I’m using the OpenAI API to create a Vectorstore for the new Assistant. While I can easily add files to the Vectorstore, I haven’t found any information in the API documentation on how to control the chunk size used when vectorizing the document during the file addition process.
I’m interested in exploring different chunking strategies. By controlling the chunk size, I hope to optimize the Vectorstore’s performance and retrieval accuracy.
If you have any guidance on how to manage chunk sizes when creating a Vectorstore using the OpenAI API, I would greatly appreciate your help
@vb I did see that I was able to see the file chunking strategy from before the file was attached to the Vector Store. Do you know if changing the chunking strategy changes the vector store representation of the file?
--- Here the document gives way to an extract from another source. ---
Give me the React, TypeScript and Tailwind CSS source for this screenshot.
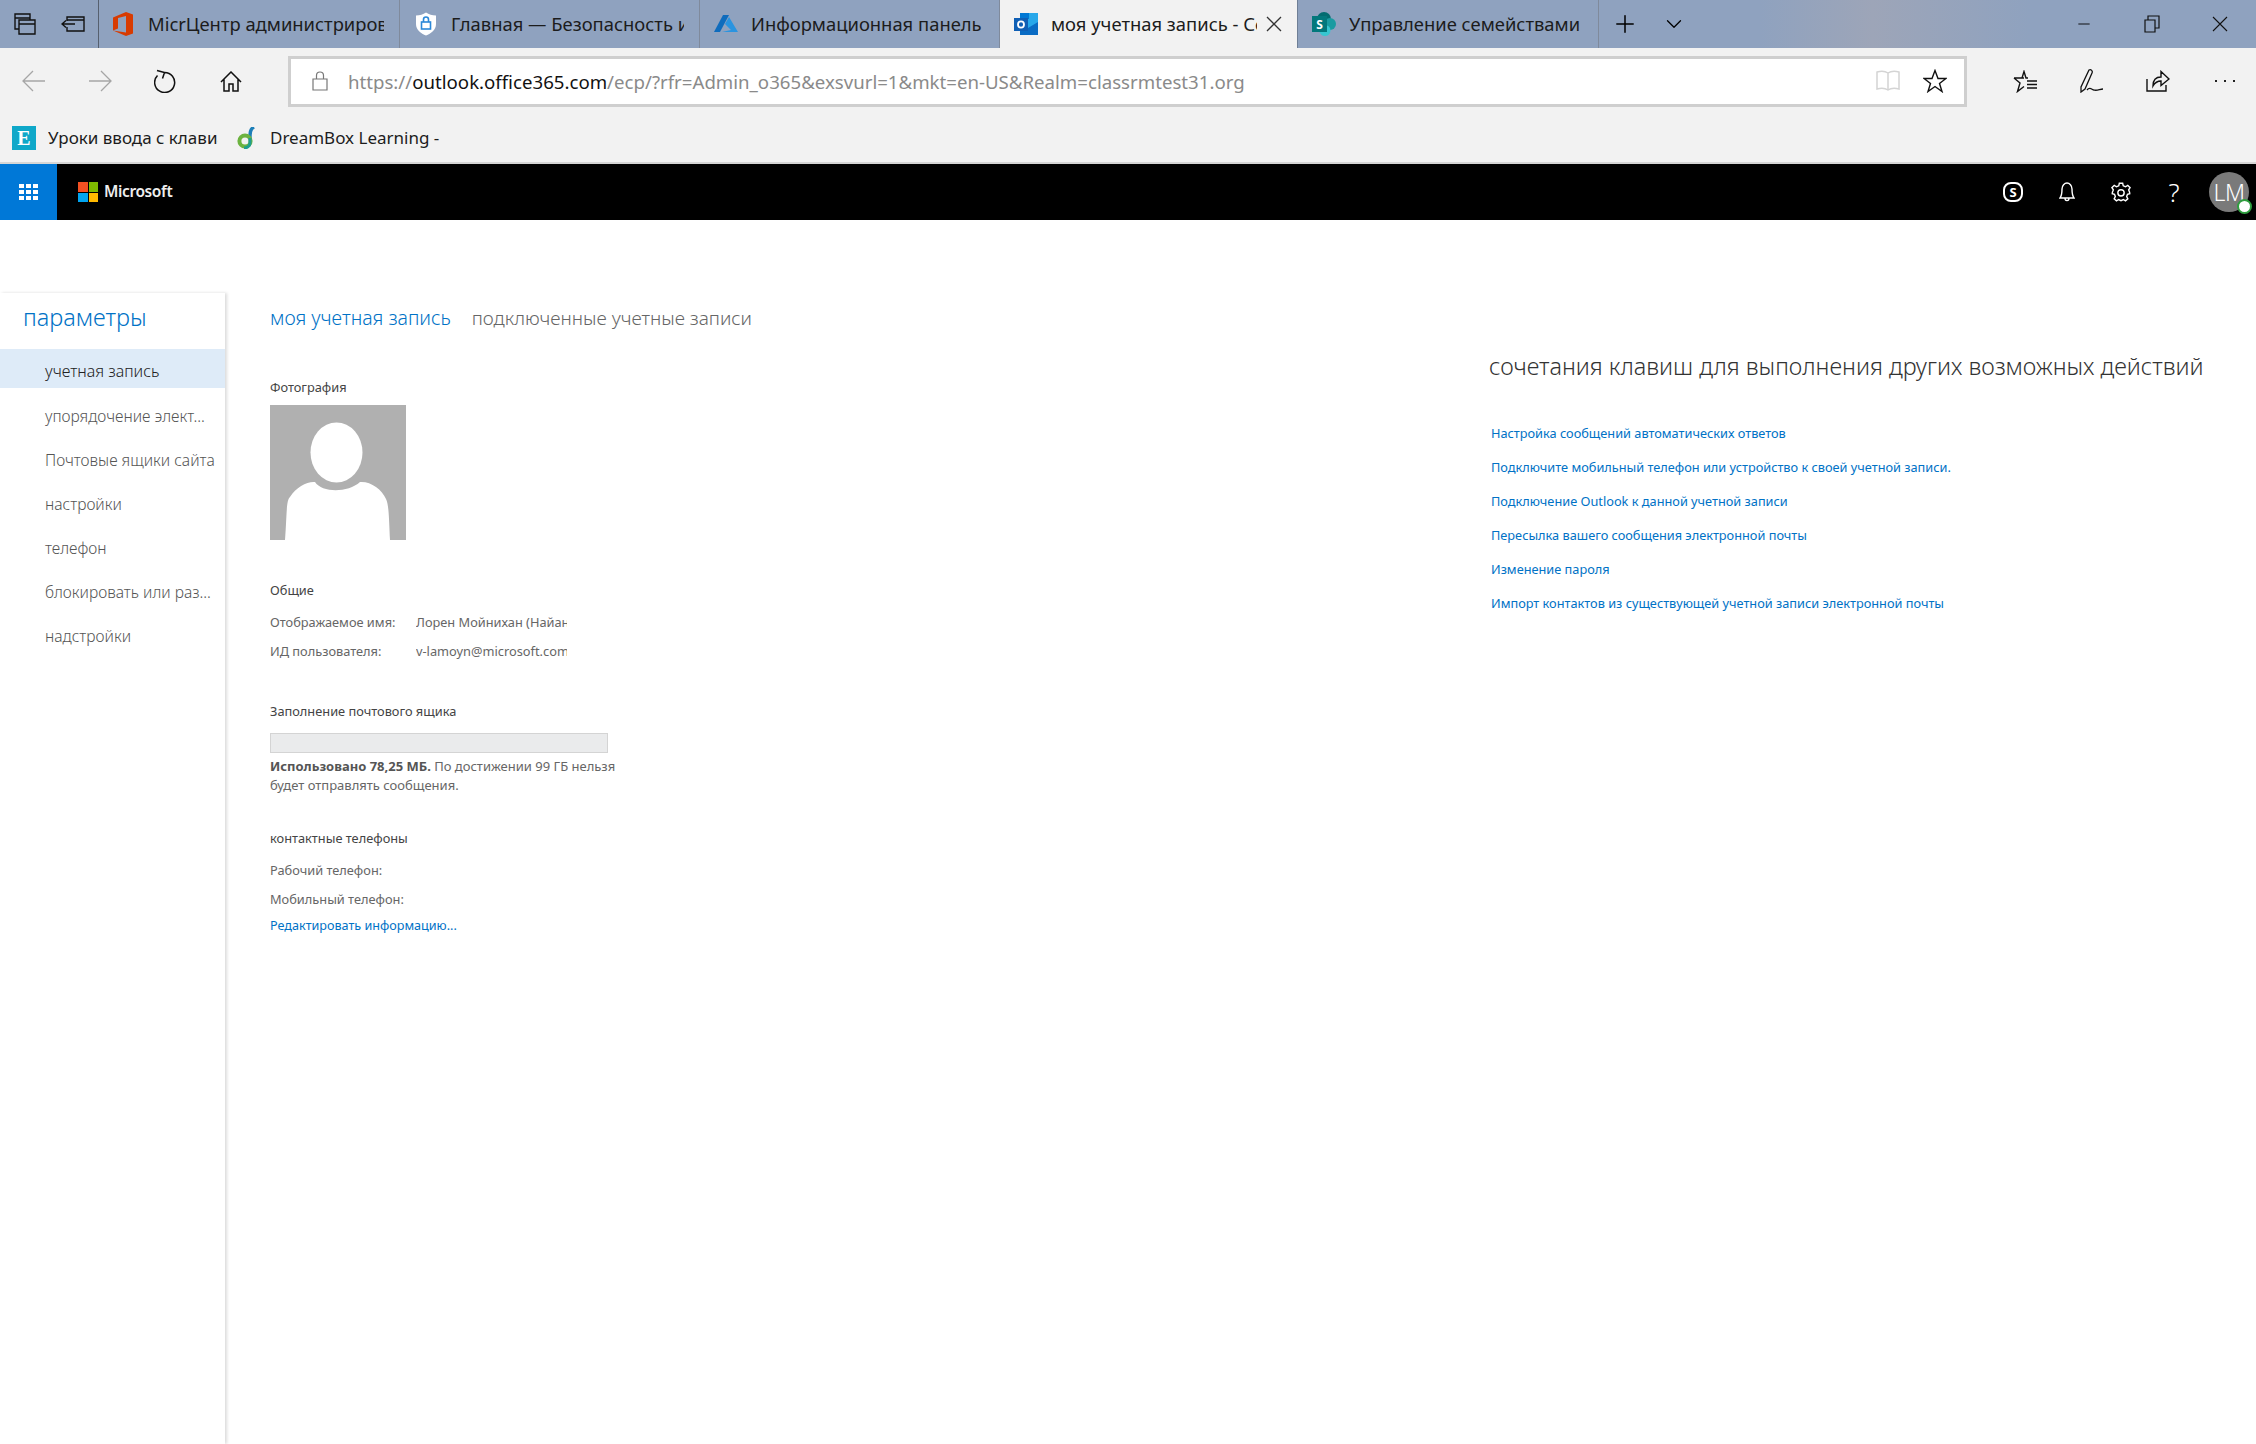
import React from 'react';
import { Plus, ChevronDown, Minus } from 'lucide-react';

const NAV_ITEMS = ['учетная запись', 'упорядочение элект...', 'Почтовые ящики сайта', 'настройки', 'телефон', 'блокировать или раз...', 'надстройки'];

const LINKS = [
  'Настройка сообщений автоматических ответов',
  'Подключите мобильный телефон или устройство к своей учетной записи.',
  'Подключение Outlook к данной учетной записи',
  'Пересылка вашего сообщения электронной почты',
  'Изменение пароля',
  'Импорт контактов из существующей учетной записи электронной почты',
];

const OfficeIcon = () => (
  <svg width="20" height="24" viewBox="0 0 20 24"><path d="M0 5.5 L13 0 L20 2.5 V21.5 L13 24 L0 18.5 L13 20.5 V4 L5 6 V16.5 L0 18.5 Z" fill="#d83b01" /></svg>
);

const ShieldIcon = () => (
  <svg width="22" height="24" viewBox="0 0 22 24">
    <path d="M11 0.5 C14 2.5 17 3.5 21 3.5 V12 C21 18 16 21.5 11 23.5 C6 21.5 1 18 1 12 V3.5 C5 3.5 8 2.5 11 0.5 Z" fill="#fff" />
    <rect x="6.5" y="10" width="9" height="7" fill="none" stroke="#2b88d8" strokeWidth="1.6" />
    <path d="M8.5 10 V7.5 a2.5 2.5 0 0 1 5 0 V10" fill="none" stroke="#2b88d8" strokeWidth="1.6" />
  </svg>
);

const AzureIcon = () => (
  <svg width="24" height="18" viewBox="0 0 24 18"><path d="M9 0 H15 L6 17 H0 Z" fill="#0f6cbd" /><path d="M15 2 L24 17 H8 L17 15 L11 9 Z" fill="#2a94e0" /></svg>
);

const OutlookIcon = () => (
  <svg width="24" height="22" viewBox="0 0 24 22">
    <rect x="6" y="0" width="18" height="22" fill="#28a8ea" />
    <rect x="6" y="0" width="9" height="6" fill="#0078d4" />
    <path d="M24 9 L14 15 L6 10 V22 H24 Z" fill="#0a6cc4" />
    <rect x="0" y="5" width="14" height="13" fill="#0f5fb5" />
    <ellipse cx="7" cy="11.5" rx="3" ry="3.2" fill="none" stroke="#fff" strokeWidth="1.8" />
  </svg>
);

const SharepointIcon = () => (
  <svg width="24" height="24" viewBox="0 0 24 24">
    <circle cx="12" cy="7" r="7" fill="#036c70" />
    <circle cx="18" cy="12" r="6" fill="#1a9ba1" />
    <circle cx="13" cy="18.5" r="5.5" fill="#37c6d0" />
    <rect x="0" y="4" width="15" height="16" fill="#03787c" />
    <text x="7.5" y="16.5" fontSize="12" fontWeight="700" fill="#fff" textAnchor="middle" fontFamily="Open Sans, sans-serif">S</text>
  </svg>
);

const MsLogo = () => (
  <div className="grid grid-cols-2 gap-px w-[20px] h-[20px]">
    <div className="bg-[#f25022]" />
    <div className="bg-[#7fba00]" />
    <div className="bg-[#00a4ef]" />
    <div className="bg-[#ffb900]" />
  </div>
);

const Tab = ({ icon, label, width, active }: { icon: React.ReactNode; label: string; width: string; active?: boolean }) => (
  <div className={`${width} h-full flex items-center shrink-0 border-r ${active ? 'bg-[#f2f2f2] border-[#6f7f96]' : 'border-[#7f8a9c]'}`}>
    <span className="w-[28px] flex justify-center shrink-0">{icon}</span>
    <span className={`ml-[11px] text-[18.4px] text-[#1c1c1c] whitespace-nowrap overflow-hidden flex-1 ${active ? '' : 'mr-[15px]'}`}>{label}</span>
    {active && (
      <svg className="ml-[9px] mr-[15px] shrink-0" width="16" height="16" viewBox="0 0 16 16" fill="none" stroke="#333" strokeWidth="1.3"><path d="M1 1 L15 15 M15 1 L1 15" /></svg>
    )}
  </div>
);

const App: React.FC = () => {
  return (
    <div className="w-[2256px] h-[1444px] overflow-hidden bg-white flex flex-col font-['Noto_Sans',sans-serif]">
      {/* window tabs */}
      <div className="h-[48px] flex items-center bg-[linear-gradient(90deg,#8fa2bf_0%,#8fa2bf_78%,#9da5b8_83%,#8fa2bf_90%,#8fa2bf_100%)] shrink-0">
        <div className="w-[99px] h-full flex items-center pl-[14px] border-r border-[#56606f] shrink-0">
          <svg width="22" height="22" viewBox="0 0 22 22" fill="none" stroke="#111" strokeWidth="1.4">
            <path d="M5 16 H1 V1 H16 V7 M1 5 H16" />
            <path d="M5 7 H21 V21 H5 Z M5 11 H21" />
          </svg>
          <svg className="ml-[25px]" width="24" height="16" viewBox="0 0 24 16" fill="none" stroke="#111" strokeWidth="1.4">
            <path d="M6 5 V1 H23 V15 H6 V11 M6 4 H23" />
            <path d="M14 8 H1 M5 4.5 L1 8 L5 11.5" />
          </svg>
        </div>
        <Tab icon={<OfficeIcon />} label="MicrЦентр администрирование" width="w-[301px] pl-[10px]" />
        <Tab icon={<ShieldIcon />} label="Главная — Безопасность и соблюдение" width="w-[300px] pl-[12px]" />
        <Tab icon={<AzureIcon />} label="Информационная панель" width="w-[300px] pl-[12px]" />
        <Tab icon={<OutlookIcon />} label="моя учетная запись - Сервер" width="w-[298px] pl-[12px]" active />
        <Tab icon={<SharepointIcon />} label="Управление семействами" width="w-[301px] pl-[12px]" />
        <Plus className="ml-[12px] text-black" size={28} strokeWidth={1.3} />
        <ChevronDown className="ml-[22px] text-black" size={26} strokeWidth={1.2} />
        <div className="ml-auto flex items-center text-black">
          <Minus size={18} strokeWidth={1.2} />
          <svg className="ml-[51px]" width="16" height="18" viewBox="0 0 16 18" fill="none" stroke="#111" strokeWidth="1.2"><path d="M1 5 H11 V17 H1 Z M4 5 V1 H15 V13 H11" /></svg>
          <svg className="ml-[52px] mr-[28px]" width="16" height="16" viewBox="0 0 16 16" fill="none" stroke="#111" strokeWidth="1.1"><path d="M1 1 L15 15 M15 1 L1 15" /></svg>
        </div>
      </div>

      {/* address bar */}
      <div className="h-[66px] bg-[#f2f2f2] flex items-center shrink-0">
        <svg className="ml-[22px]" width="24" height="24" viewBox="0 0 24 24" fill="none" stroke="#a6a6a6" strokeWidth="1.3"><path d="M1 12 H23 M11 2 L1 12 L11 22" /></svg>
        <svg className="ml-[42px]" width="24" height="24" viewBox="0 0 24 24" fill="none" stroke="#a6a6a6" strokeWidth="1.3"><path d="M1 12 H23 M13 2 L23 12 L13 22" /></svg>
        <svg className="ml-[42px]" width="22" height="24" viewBox="0 0 22 24" fill="none" stroke="#111" strokeWidth="1.5"><path d="M10.5 3.5 A10 10 0 1 1 3.5 6.5 M3 1.5 L10.5 3.5 L8.5 9.5" /></svg>
        <svg className="ml-[44px]" width="22" height="21" viewBox="0 0 22 21" fill="none" stroke="#111" strokeWidth="1.5"><path d="M1 11 L11 1 L21 11 M4 8 V20 H9 V13 H13 V20 H18 V8" /></svg>
        <div className="ml-[46px] w-[1679px] h-[51px] bg-white border-[3px] border-[#cfcfcf] flex items-center">
          <svg className="ml-[21px]" width="16" height="20" viewBox="0 0 16 20" fill="none" stroke="#777" strokeWidth="1.2"><path d="M1 8 H15 V19 H1 Z M4.5 8 V4.5 a3.5 3.5 0 0 1 7 0 V8" /></svg>
          <div className="ml-[20px] pt-[2px] text-[18.65px] text-[#8a8a8a] whitespace-nowrap">
            https://<span className="text-[#111]">outlook.office365.com</span>/ecp/?rfr=Admin_o365&amp;exsvurl=1&amp;mkt=en-US&amp;Realm=classrmtest31.org
          </div>
          <svg className="ml-auto" width="24" height="22" viewBox="0 0 24 22" fill="none" stroke="#d4d4d4" strokeWidth="1.5"><path d="M12 3 C9 1 5 1 1 2 V19 C5 18 9 18 12 20 C15 18 19 18 23 19 V2 C19 1 15 1 12 3 Z M12 3 V20" /></svg>
          <svg className="ml-[23px] mr-[17px]" width="24" height="24" viewBox="0 0 24 24" fill="none" stroke="#111" strokeWidth="1.4"><path d="M12 1.5 L15 9.5 H23 L16.5 14.5 L19 22.5 L12 17.5 L5 22.5 L7.5 14.5 L1 9.5 H9 Z" /></svg>
        </div>
        <svg className="ml-[46px]" width="24" height="23" viewBox="0 0 24 23" fill="none" stroke="#111" strokeWidth="1.4"><path d="M11 8 H9 L11 1.5 L13 8 H15 M1 8 H9 M1 8 L7 13 L4.5 21.5 L11 16.5 M14 11 H24 M14 14.5 H24 M14 18 H24" /></svg>
        <svg className="ml-[43px]" width="24" height="24" viewBox="0 0 24 24" fill="none" stroke="#111" strokeWidth="1.3"><path d="M9 1 C11 0 13 2 12 4 L5 20 L1 23 L1 18 Z M7 21 C10 17 12 21 14 21 C17 22 20 20 23 20" /></svg>
        <svg className="ml-[42px]" width="24" height="22" viewBox="0 0 24 22" fill="none" stroke="#111" strokeWidth="1.4"><path d="M1 9 V21 H20 V15 M7 16 C7 10 10 7 15 7 V1.5 L23 9 L15 15.5 V11 C11 11 9 12.5 7 16 Z" /></svg>
        <div className="ml-[45px] w-[20px] flex justify-between">
          <div className="w-[2px] h-[2px] bg-[#222]" />
          <div className="w-[2px] h-[2px] bg-[#222]" />
          <div className="w-[2px] h-[2px] bg-[#222]" />
        </div>
      </div>

      {/* favorites */}
      <div className="h-[50px] bg-[#f2f2f2] border-b-2 border-[#d6d6d6] flex items-center shrink-0">
        <div className="ml-[12px] w-[24px] h-[24px] bg-[#0fa8c9] flex items-center justify-center text-white font-bold text-[20px] leading-none font-['Liberation_Serif',serif]">E</div>
        <span className="ml-[12px] w-[170px] text-[17px] text-[#1c1c1c] overflow-hidden whitespace-nowrap">Уроки ввода с клавиатуры</span>
        <svg className="ml-[19px]" width="18" height="22" viewBox="0 0 18 22" fill="none">
          <path d="M17 0 C13 2 13 6 13 12" stroke="#1d7fb8" strokeWidth="3.4" />
          <circle cx="8" cy="14" r="5.6" stroke="#6cb33f" strokeWidth="4" />
          <path d="M13 11 V16 C13 19 10 21 7 21" stroke="#1f9e8f" strokeWidth="3" />
        </svg>
        <span className="ml-[15px] text-[17px] text-[#1c1c1c] whitespace-nowrap">DreamBox Learning -</span>
      </div>

      {/* suite bar */}
      <div className="h-[56px] bg-black flex items-center shrink-0">
        <div className="w-[57px] h-full bg-[#0078d7] flex items-center justify-center">
          <div className="grid grid-cols-3 gap-[2px]">
            {Array.from({ length: 9 }).map((_, i) => (
              <div key={i} className="w-[5px] h-[4px] bg-white" />
            ))}
          </div>
        </div>
        <div className="ml-[21px]"><MsLogo /></div>
        <span className="ml-[6px] text-[15.5px] font-semibold text-[#eeeeee] tracking-tight">Microsoft</span>
        <div className="ml-auto flex items-center text-white">
          <div className="w-[20px] h-[20px] rounded-[8px] border-2 border-white flex items-center justify-center text-[13px] font-bold leading-none">S</div>
          <svg className="ml-[36px]" width="16" height="20" viewBox="0 0 16 20" fill="none" stroke="#fff" strokeWidth="1.4"><path d="M1 16 C2.5 14 3 12 3 7 C3 3.5 5.5 1 8 1 C10.5 1 13 3.5 13 7 C13 12 13.5 14 15 16 Z M6 16 C6 19.5 10 19.5 10 16" /></svg>
          <svg className="ml-[36px]" width="20" height="20" viewBox="0 0 24 24" fill="none" stroke="#fff" strokeWidth="1.7"><path d="M10 1.5 H14 L14.7 4.6 L17.4 5.7 L20.1 4 L22.9 6.8 L21.2 9.5 L22.3 12.2 L22.5 14 L19.8 14.8 L18.8 17.4 L20.2 20.2 L17.4 22.6 L14.8 21 L12 22.4 L9.2 21 L6.6 22.6 L3.8 20.2 L5.2 17.4 L4.2 14.8 L1.5 14 L1.7 12.2 L2.8 9.5 L1.1 6.8 L3.9 4 L6.6 5.7 L9.3 4.6 Z" /><circle cx="12" cy="13" r="3.8" /></svg>
          <span className="ml-[37px] w-[12px] text-[26px] font-light leading-none text-center">?</span>
          <div className="ml-[29px] mr-[7px] w-[40px] h-[40px] rounded-full bg-[#7a7a7a] flex items-center justify-center text-[23px] font-light tracking-tight relative">
            LM
            <div className="absolute right-[-3px] bottom-[-2px] w-[15px] h-[15px] rounded-full bg-white border-2 border-[#2f9e3f]" />
          </div>
        </div>
      </div>

      {/* page */}
      <div className="flex-1 flex pt-[73px] min-h-0">
        <div className="w-[225px] shrink-0 shadow-[2px_0_3px_rgba(0,0,0,0.14)]">
          <div className="pl-[23px] h-[50px] mb-[6px] flex items-center text-[23.5px] font-light text-[#0072c6]">параметры</div>
          <div>
            {NAV_ITEMS.map((item, i) => (
              <div key={item} className={`pl-[45px] flex items-center font-light whitespace-nowrap ${i === 0 ? 'bg-[#deebf8] text-[#222] h-[39px] pt-[4px] mb-[7px] text-[16px]' : 'h-[44px] text-[#555] text-[15.6px]'}`}>
                {item}
              </div>
            ))}
          </div>
        </div>

        <div className="w-[1264px] pl-[45px] shrink-0">
          <div className="h-[50px] flex items-center font-light gap-[21px]">
            <span className="text-[19.5px] text-[#0072c6]">моя учетная запись</span>
            <span className="text-[19px] text-[#666]">подключенные учетные записи</span>
          </div>
          <div className="mt-[35px] text-[12.8px] text-[#444] leading-[18px]">Фотография</div>
          <svg className="mt-[9px]" width="136" height="135" viewBox="0 0 136 135">
            <rect width="136" height="135" fill="#b0b0b0" />
            <ellipse cx="66.5" cy="47.5" rx="26" ry="30" fill="#fff" />
            <path d="M15 135 C17 110 16 95 20 92 C26 82 38 76 45 77 C52 88 78 88 90 77 C100 76 112 84 116 94 C119 100 119 115 120 135 Z" fill="#fff" />
          </svg>
          <div className="mt-[41px] text-[12.8px] text-[#444] leading-[18px]">Общие</div>
          <div className="mt-[14px] flex text-[12.8px] text-[#666] leading-[18px]">
            <span className="w-[146px]">Отображаемое имя:</span>
            <span className="w-[151px] overflow-hidden whitespace-nowrap">Лорен Мойнихан (Найант)</span>
          </div>
          <div className="mt-[11px] flex text-[12.8px] text-[#666] leading-[18px]">
            <span className="w-[146px]">ИД пользователя:</span>
            <span className="w-[151px] overflow-hidden whitespace-nowrap">v-lamoyn@microsoft.com</span>
          </div>
          <div className="mt-[42px] text-[12.8px] text-[#444] leading-[18px]">Заполнение почтового ящика</div>
          <div className="mt-[13px] w-[338px] h-[20px] bg-[#eaebec] border border-[#d4d4d4]" />
          <div className="mt-[4px] w-[356px] text-[13px] text-[#666] leading-[19px]">
            <span className="font-bold text-[#555]">Использовано 78,25 МБ.</span> По достижении 99 ГБ нельзя будет отправлять сообщения.
          </div>
          <div className="mt-[34px] text-[12.8px] text-[#444] leading-[18px]">контактные телефоны</div>
          <div className="mt-[14px] text-[12.8px] text-[#666] leading-[18px]">Рабочий телефон:</div>
          <div className="mt-[11px] text-[12.8px] text-[#666] leading-[18px]">Мобильный телефон:</div>
          <div className="mt-[9px] text-[12.6px] text-[#0072c6] leading-[18px]">Редактировать информацию...</div>
        </div>

        <div className="flex-1 pt-[57px]">
          <div className="text-[23.4px] font-light text-[#333] leading-[32px] whitespace-nowrap">сочетания клавиш для выполнения других возможных действий</div>
          <div className="mt-[42px] pl-[2px] flex flex-col gap-[16px]">
            {LINKS.map((link) => (
              <div key={link} className="text-[12.75px] text-[#0072c6] leading-[18px] whitespace-nowrap">{link}</div>
            ))}
          </div>
        </div>
      </div>
    </div>
  );
};

export default App;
Do they keep it around in case the file needs to be disconnected from the vector store?
from openai import OpenAI
from vector_db import get_files_uploaded_to_vector_store, get_vector_store_id
name = 'v_1'
client = OpenAI(api_key=os.getenv("OPENAI_API_KEY"))
vs_id = get_vector_store_id(client,name)
vs_files = get_files_uploaded_to_vector_store(client,vs_id)
print(vs_files)
You would need to remove a file from a vector store and re-add it with new chunk size parameters. Then the file extraction, chunking, and embeddings is performed again. You can then check the vector store metadata to observe the change with the new file id return given.